Of course, we know that the constellation of imperialist relationships is also ever changing. One day’s friend can easily become the next day’s foe. China too is trying to smooth over its relations with India, keeping all options open. Indian nationalists of Modi’s Bharatiya Janata Party (BJP) are angered over China’s support for Pakistan and are organizing boycotts of Chinese goods. But whipping up support for a boycott will not be easy, as China is India’s second largest trading partner. Some 13% of all imports in India come from China, while exports to China are only 5% of the total. Currently, the China-India trade deficit of $57 billion is more than double the amount of the U.S.-India deficit and accounts for 40% of India’s total trade deficit.

Kashmir could prove a serious testing ground for China’s ability to maneuver nimbly in a global way. China will also have to contend with an increasingly agitated domestic working class and oppressed minorities. There are thousands of protest actions each year in China. Workers may yet have a thing or two to say in the matter of who rules China. The revolutionary traditions of China’s past have not been completely lost. Most recently, there has been an upsurge of Marxist-oriented youth who were arrested for being critical of the government.
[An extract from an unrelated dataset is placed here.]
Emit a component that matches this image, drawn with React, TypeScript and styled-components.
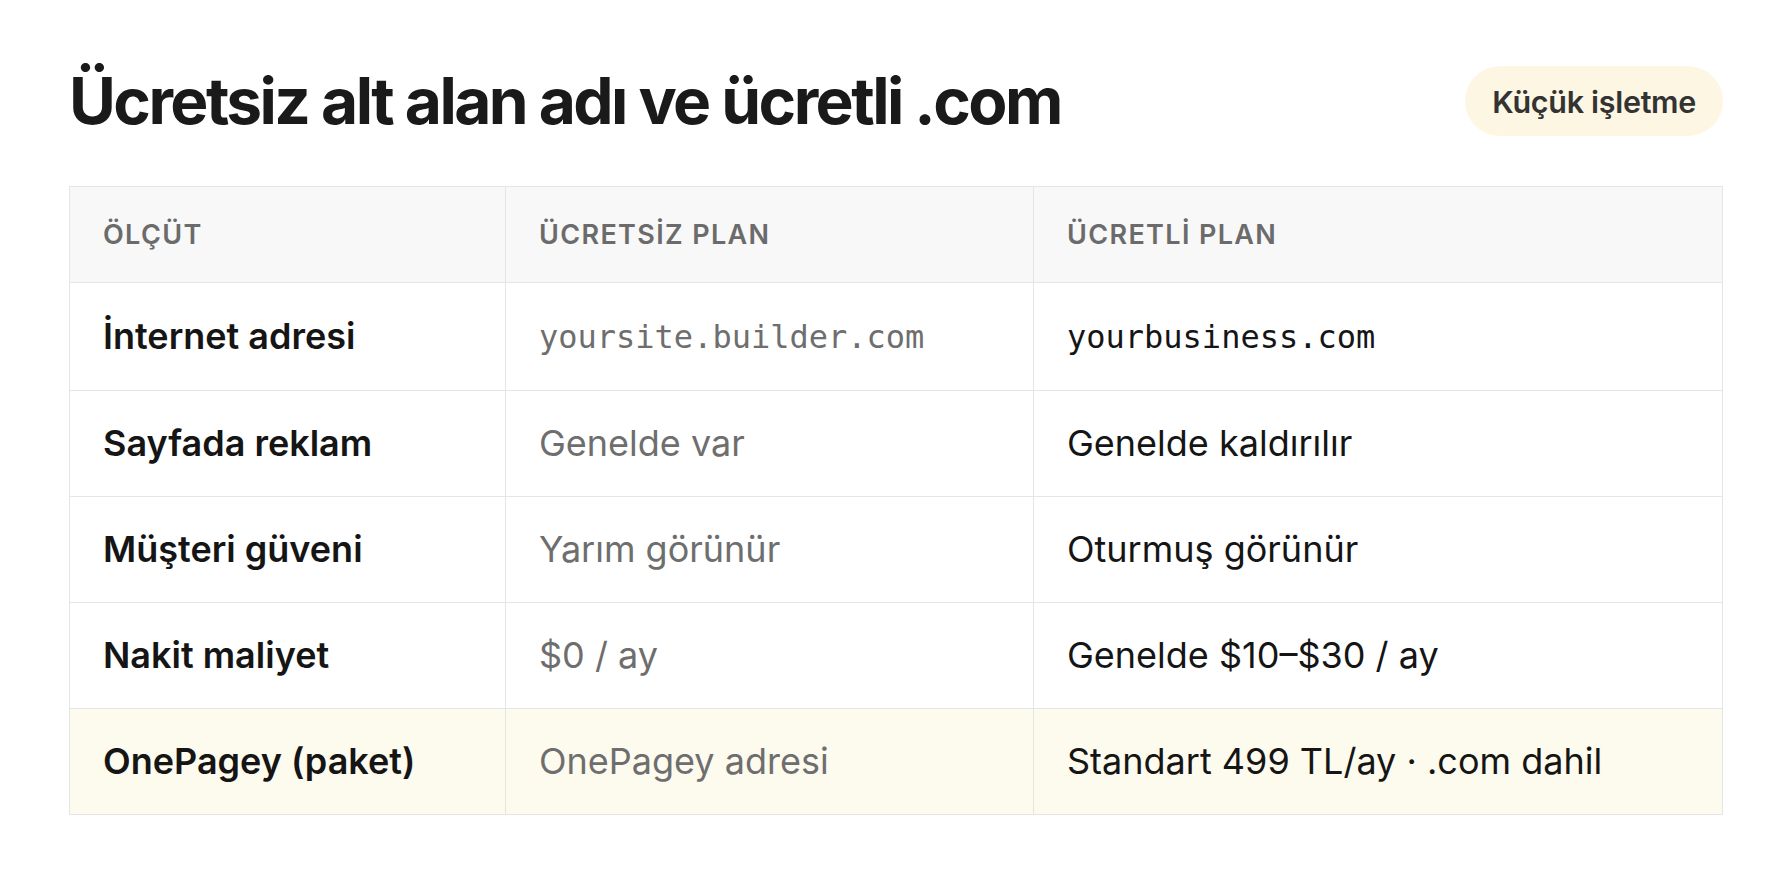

Can Chinese imperialism maintain strong positions on all of these fronts? Can its ruling class manage the local crisis of the Hong Kong uprising while at the same time managing a U.S. trade war, jockeying for position on Kashmir, and extracting profits from workers in Africa and Latin America? With another global recession probably around the corner, Chinese imperialism will more than likely face new challenges that will bring them into conflict with contending imperialist powers and their own working class.